2. By her affidavit in reply, the appellant stated that she was the Principal of Physical Training Institute and was residing at Kandivli. The Government was the owner of land bearing new S.No. 218, Malad, and the Government was running an Institute for physical training on the land. There were several buildings on the land. As regards this third hut and the small part of the land for which the summons was taken out, she stated hat this part of the land was given by the Government to the contractor who had put up buildings on S.No. 218 for cultivation of vegetables and the contractor had built a small hut on the portion of the land. When the Sheriff had come for execution on May 8, 1967, she had claimed that the hut was in the boundary of the Government land. She repeated that the hut was much inside the Government property. In affidavit in rejoinder all these facts were denied on behalf of the Plaintiffs.

3. Mody, J. by his order dated July 31, 1968, held that there was nothing on the record to show that the appellant (opponent) was in physical possession of the shed. The possession was that of the opponents Nos. 2 and 3 viz., Gajrabai and her son Rama Lalu. The opponent No. 1 had only arrived at the scene after the Sheriff had contacted her and then alleged that this hut which was occupied by Gajrabai and Rama Lalu was situate on Government land. On the record before the learned Judge it was not possible to reach the conclusion that the appellant was even constructively in possession of the hut and a small part of the land in question. That was so because opponents Nos. 2 and 3 Gajrabai and Rama were in fact in possession and because, according to the appellant herself, she did not claim to be in possession except on behalf of the Government. The learned Judge formed the view that as the appellant went to the land at the time when the decree was being executed against the person in possession of the shed, the appellant was not in possession. For these reasons, the learned Judge thought that it was not necessary to investigate the claim of the Government and/or the appellant to the land in question and made the summons absolute in terms of prayers (a) and (b) with costs.

4. At the commencement of the hearing of this appeal on behalf of the plaintiffs Mr. Mody submitted that the order made by the learned Judge was not a judgment within the meaning of Clause 15 of the Letters Patent and appeal did not lie against the same. Mr. Naik for the appellant controverted that submission and made certain arguments in that connection. On the merits of the case by submitted that the fact the land S. No. 218 was of the ownership of the Government was admitted on the record. The claim made by the appellant that the Government had put their contractor in possession of part of the land bearing S. No. 218 to cultivate vegetables should have been accepted by the learned Judge. He should have accepted that the third hut in respect whereof the present chamber summons was taken out was on the land bearing.

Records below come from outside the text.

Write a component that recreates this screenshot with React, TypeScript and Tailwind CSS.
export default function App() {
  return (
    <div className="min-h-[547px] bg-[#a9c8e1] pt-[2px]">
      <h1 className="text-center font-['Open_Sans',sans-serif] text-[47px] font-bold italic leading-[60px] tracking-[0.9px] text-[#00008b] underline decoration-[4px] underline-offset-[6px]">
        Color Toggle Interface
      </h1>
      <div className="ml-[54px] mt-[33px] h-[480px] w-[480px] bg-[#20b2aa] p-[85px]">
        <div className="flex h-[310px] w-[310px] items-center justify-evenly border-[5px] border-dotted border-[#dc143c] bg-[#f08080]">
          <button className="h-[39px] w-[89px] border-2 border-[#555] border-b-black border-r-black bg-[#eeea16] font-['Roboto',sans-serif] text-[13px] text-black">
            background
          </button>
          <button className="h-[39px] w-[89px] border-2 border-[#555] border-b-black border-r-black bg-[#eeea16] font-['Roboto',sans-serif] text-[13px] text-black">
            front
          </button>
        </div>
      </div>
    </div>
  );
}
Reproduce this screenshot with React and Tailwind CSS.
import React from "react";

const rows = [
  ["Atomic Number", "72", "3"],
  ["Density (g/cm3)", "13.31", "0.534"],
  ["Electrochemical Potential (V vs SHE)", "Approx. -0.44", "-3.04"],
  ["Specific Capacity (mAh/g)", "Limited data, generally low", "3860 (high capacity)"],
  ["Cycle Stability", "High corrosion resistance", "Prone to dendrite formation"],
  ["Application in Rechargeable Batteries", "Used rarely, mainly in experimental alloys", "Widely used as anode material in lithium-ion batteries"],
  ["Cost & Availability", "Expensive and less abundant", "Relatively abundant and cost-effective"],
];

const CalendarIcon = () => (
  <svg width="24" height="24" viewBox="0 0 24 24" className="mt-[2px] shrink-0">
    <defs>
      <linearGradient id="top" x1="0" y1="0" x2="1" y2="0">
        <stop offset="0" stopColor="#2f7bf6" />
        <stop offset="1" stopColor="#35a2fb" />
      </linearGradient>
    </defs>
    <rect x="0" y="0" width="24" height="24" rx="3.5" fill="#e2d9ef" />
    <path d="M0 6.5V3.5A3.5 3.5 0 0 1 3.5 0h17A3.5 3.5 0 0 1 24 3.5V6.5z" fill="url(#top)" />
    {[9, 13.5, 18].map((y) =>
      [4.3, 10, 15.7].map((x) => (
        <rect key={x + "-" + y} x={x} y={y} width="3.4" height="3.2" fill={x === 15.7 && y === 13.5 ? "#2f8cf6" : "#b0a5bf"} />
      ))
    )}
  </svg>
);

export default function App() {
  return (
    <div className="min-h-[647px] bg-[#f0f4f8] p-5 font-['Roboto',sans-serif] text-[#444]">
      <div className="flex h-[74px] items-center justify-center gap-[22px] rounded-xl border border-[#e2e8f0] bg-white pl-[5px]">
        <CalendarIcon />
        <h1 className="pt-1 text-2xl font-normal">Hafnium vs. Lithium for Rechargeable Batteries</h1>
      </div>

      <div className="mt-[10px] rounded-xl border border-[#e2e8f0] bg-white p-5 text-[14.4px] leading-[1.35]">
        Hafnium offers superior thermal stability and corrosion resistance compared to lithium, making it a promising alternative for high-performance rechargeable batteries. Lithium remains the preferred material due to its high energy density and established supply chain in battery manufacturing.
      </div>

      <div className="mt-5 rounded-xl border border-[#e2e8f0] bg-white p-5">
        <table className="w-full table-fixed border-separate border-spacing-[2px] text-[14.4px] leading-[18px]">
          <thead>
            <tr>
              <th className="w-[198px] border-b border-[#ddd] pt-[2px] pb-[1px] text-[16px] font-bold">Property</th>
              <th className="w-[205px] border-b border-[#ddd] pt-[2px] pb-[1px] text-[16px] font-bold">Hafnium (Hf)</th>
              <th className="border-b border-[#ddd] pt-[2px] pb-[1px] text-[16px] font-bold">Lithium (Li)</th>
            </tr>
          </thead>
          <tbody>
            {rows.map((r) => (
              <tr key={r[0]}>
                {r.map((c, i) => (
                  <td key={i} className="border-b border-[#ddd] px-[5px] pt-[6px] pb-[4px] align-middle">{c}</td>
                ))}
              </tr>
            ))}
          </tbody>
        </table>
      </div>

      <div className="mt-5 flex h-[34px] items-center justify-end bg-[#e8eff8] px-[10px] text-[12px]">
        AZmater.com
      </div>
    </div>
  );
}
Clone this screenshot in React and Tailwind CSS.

S. No 218. In that connection, he relied upon some of the statements made in paragraphs 2 and 5 of the affidavit of Shringarpure in rejoinder. He submitted that the appellant had made a bona fide claim in respect of the third hut and that the land was part of S. No. 218 and the summons should have been dismissed.

5. Now, in connection with all these arguments, it first requires to be noticed that we are not prepared to interfere with findings made and orders passed on applications for delivery of possession which are made and heard under the provisions of Order 21, Rules 97 to 102 of the Code of Civil Procedure. In this connection it always requires to be emphasised that the procedure prescribed under these rules is a summary procedure and not intended for decisions to be made by hearing oral evidence tendered on behalf of the parties. Rule 103, therefore, provides that the conclusions arrived at the orders made under the above rules will always be subject to the result of a suit which either party against whom the orders are made would be entitled to file. In out view, having regard to the provisions in Rule 103, it would not be right for a Division Bench of this Court to investigate into findings made by a single Judge of this Court on chamber summons in applications for possession under Rules 97 to 102 or Order 21 of the Code of Civil Procedure. The conclusions arrived at by the learned Judge were not intended to the final and could be treated by the appellant at their own option as tentative and could be challenged in a substantive suit. It is, therefore, curious that in a matter of this kind an appeal has been filed on behalf of the appellant.

6. Having regard to the facts which we find from the affidavits on the record in this appeal, we do not propose to decide the question whether the learned Judge's order can be described as an appealable judgment within the meaning of that phrase in Clause 15 of the Letters Patent.

7. The plaintiff's case was that the hut in question was within the wire fencing which enclosed the land S. No. 217 belonging to the plaintiffs. That fencing had been removed by the defendant in the suit of May 7, 1967. If this was a true that the allegation of the appellant that the hut and the land belonged to the Government may not be correct. She has made an extraordinary case that a contractor had been permitted to put up a hut on the land belonging to the Government and to cultivate the land for the purpose of growing vegetables. The claim, prima facie, appears to be curious and, therefore, such as might have been rejected by the learned single Judge, (sic) to the procedure prescribed is summary, it was permissible on these facts for the learned single Judge to hold that the claim made by the appellant for continuing in possession was not a claim made in good faith and that accordingly the plaintiffs were entitled to the reliefs claimed in the chamber summons. These being the facts, we see no reason to set aside the order made by the learned Judges.

8. The appeal is dismissed with costs, Liberty to the attorneys of the Respondent 1 to withdraw the amount deposited for costs to the extend necessary.